Le parole sono gli elementi base per formare il linguaggio che è l’aspetto peculiare dell’essere umano.
Il linguaggio è ciò che ha permesso all’umanità di progredire e di diventare, di fatto, la razza dominante del pianeta.
Ma non dobbiamo abusarne a discapito della vita vera.
Le cose si fanno, non si raccontano.
C’è una grande confusione sul ruolo delle parole scritte e su come usarle. Qui condivido una mia riflessione personale su come lo voglio fare io.
C’è una frase che, nel tempo, mi è venuta a noia. Dice: “La x_cosa è una metafora della vita”. E al posto della X_cosa potete mettere un soggetto a piacere: la corsa, il golf, la cucina, il ricamo, la falegnameria.
Vale per tutto e ha anche un fondo di verità.
Se dico: “La corsa è una metafora della vita. Come nella vita devi allenarti, perseverare, imparare dai tuoi errori, accettare le sconfitte e restare umile nelle vittorie. E via così”. Suona tutto molto giusto…
Ma in realtà la corsa non è una metafora della vita. È una parte di quel fenomeno complesso e multiforme che chiamiamo vita.
La vita va vissuta, non parafrasata. Contano le azioni, non le parole. O come diceva in modo molto più efficace e colorito Paolo Cevoli interpretando l’Assessore Palmiro Cangini, “Fatti, non pugnette”, ironizzando sulla tendenza alla masturbazione mentale che caratterizza chi vive in un mondo esclusivamente teorico.
Torno quindi all’incipit di questo post. Ha senso investire tempo nelle parole?
La mia risposta è un sì forte e chiaro. E adesso ne spiego le ragioni.
Come prima cosa è importante effettuare un distinguo tra i diversi modi di usare le parole.
Se servono a raccontare dei fatti, si tratta di giornalismo.
Se servono a spiegare il perché delle cose, si tratta di istruzione, di scienza o anche di semplice informazione (i manuali della lavatrice che tutti ignoriamo).
Se servono a spiegare delle idee o a propugnarle, si tratta di filosofia, di cultura, di ideologia.
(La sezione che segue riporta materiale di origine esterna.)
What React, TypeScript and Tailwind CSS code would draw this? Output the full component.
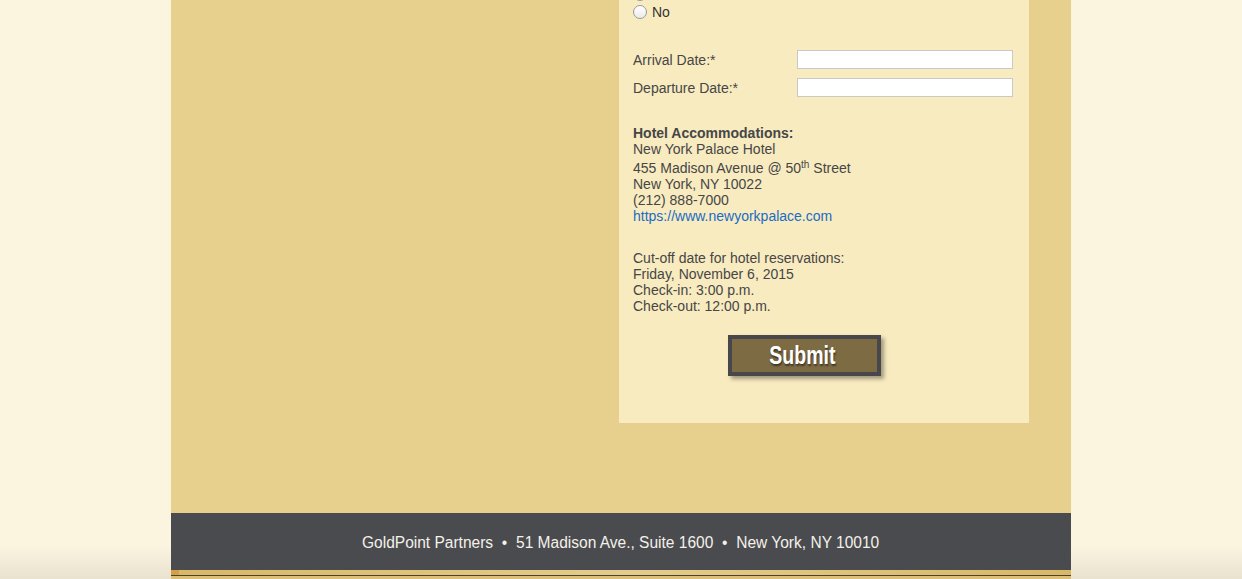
import React from "react";

const Radio = () => (
  <span className="inline-block w-[14px] h-[14px] rounded-full border border-[#9a9a9a] bg-[linear-gradient(to_bottom,#ffffff,#ececec)] shrink-0" />
);

export default function App() {
  return (
    <div
      className="h-screen overflow-hidden flex justify-center bg-[linear-gradient(to_bottom,#fbf5e0_545px,#e8e2cf)] text-[#464646]"
      style={{ fontFamily: '"Liberation Sans", Arial, sans-serif' }}
    >
      <div className="w-[900px] h-full flex flex-col bg-[#e7d08e]">
        <div className="flex-1 overflow-hidden">
          <div className="ml-[448px] w-[410px] -mt-[15px] bg-[#f8ebc0] pl-[14px] pr-[16px] pb-[47px] text-[14px] leading-[16px]">
            <div className="flex items-center gap-[5px] h-[18px]">
              <Radio />
            </div>
            <div className="flex items-center gap-[5px] h-[18px]">
              <Radio />
              <span className="text-[#333]">No</span>
            </div>
            <div className="mt-[29px] flex flex-col gap-[9px]">
              <div className="flex items-center h-[19px]">
                <span className="w-[164px]">Arrival Date:*</span>
                <input className="w-[216px] h-[19px] bg-white border border-[#c9c9c9] outline-none" />
              </div>
              <div className="flex items-center h-[19px]">
                <span className="w-[164px]">Departure Date:*</span>
                <input className="w-[216px] h-[19px] bg-white border border-[#c9c9c9] outline-none" />
              </div>
            </div>
            <div className="mt-[28px]">
              <div className="font-bold">Hotel Accommodations:</div>
              <div>New York Palace Hotel</div>
              <div className="pt-[3px]">
                455 Madison Avenue @ 50
                <sup className="text-[10px] relative -top-[5px]">th</sup> Street
              </div>
              <div>New York, NY 10022</div>
              <div>(212) 888-7000</div>
              <div className="text-[#1a6cc4]">https://www.newyorkpalace.com</div>
            </div>
            <div className="mt-[26px]">
              <div>Cut-off date for hotel reservations:</div>
              <div>Friday, November 6, 2015</div>
              <div>Check-in: 3:00 p.m.</div>
              <div>Check-out: 12:00 p.m.</div>
            </div>
            <div className="mt-[21px] ml-[95px]">
              <button className="w-[153px] h-[41px] border-[4px] border-[#48484c] bg-[#7d6b44] shadow-[3px_3px_4px_rgba(0,0,0,0.35)] flex items-center justify-center pr-[4px]">
                <span
                  className="text-white font-bold text-[25px] leading-none [text-shadow:1px_2px_2px_rgba(0,0,0,0.5)] inline-block scale-x-[0.78]"
                  style={{ fontFamily: '"Liberation Sans Narrow", "Liberation Sans", Arial, sans-serif' }}
                >
                  Submit
                </span>
              </button>
            </div>
          </div>
        </div>
        <footer className="h-[57px] bg-[#4a4b4f] flex items-center justify-center pt-[2px]">
          <span
            className="text-[#f4f1ea] text-[16px] inline-block scale-x-[0.97] whitespace-nowrap"
            style={{ fontFamily: '"Liberation Sans Narrow", "Liberation Sans", Arial, sans-serif' }}
          >
            GoldPoint Partners<span className="mx-[9px]">•</span>51 Madison Ave., Suite 1600<span className="mx-[9px]">•</span>New York, NY 10010
          </span>
        </footer>
        <div className="h-[5px] flex">
          <div className="w-[8px] bg-[#d49f45]" />
          <div className="flex-1 bg-[linear-gradient(to_right,#d9b865,#e3cc8c,#d9b865)]" />
        </div>
        <div className="h-px bg-[#4d4232]" />
        <div className="h-[3px] bg-[#dcc079]" />
      </div>
    </div>
  );
}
In tutti gli esempi che ho fatto, e l’elenco potrebbe andare avanti a lungo, le parole sono uno strumento, sono ancillari rispetto al loro scopo.
Ma quando le parole vengono messe al centro, allora acquisiscono nuova forza.
Si trasformano da strumento a fine ultimo.
Accade in letteratura. Quando si smette di parlare di realtà e si lascia spazio alla fantasia. È il potere delle parole che diventano storie. Non si rivolgono più alla sfera intellettiva-cognitiva, ma a quella emotiva. Non parlano più al cervello di chi ascolta, ma al suo cuore e alla sua pancia. Generano emozioni, risposte profondamente umane.
Ed invece di spiegare le cose, le creano.
La letteratura è un’arte squisitamente creativa. D’improvviso appare qualcosa dove prima non c’era nulla. Un luogo, una persona, una situazione. Ed è così vera, che noi soffriamo o gioiamo insieme al protagonista.
Le parole sono come una cassetta degli attrezzi a nostra disposizione. Non sono ne’ il bene ne’ il male, dipende da noi l’uso che ne facciamo. Questo ci impone la responsabilità di usarle in modo corretto. Se sto raccontando dei fatti o spiegando un prodotto, non solo ho il dovere morale di dire la verità, ma ho anche il dovere di usare lo strumento appropriato.
Chiedere cosa sta provando ad una madre in lacrime al funerale del suo bambino non è giornalismo. Ma sciacallaggio.
Usare lo storytelling per innalzare artificialmente le aspettative del pubblico sulle caratteristiche di un prodotto non è marketing. Ma truffa.
Posso usare un lanciafiamme per asciugarmi i capelli o per arrostire il mio pollo allo spiedo, ma nel momento che lo faccio divento responsabile delle conseguenze.
Imparare ad usare in modo corretto le parole è un dovere per tutti coloro che di parole campano, ma è anche un impegno che ciascuno di noi dovrebbe prendersi.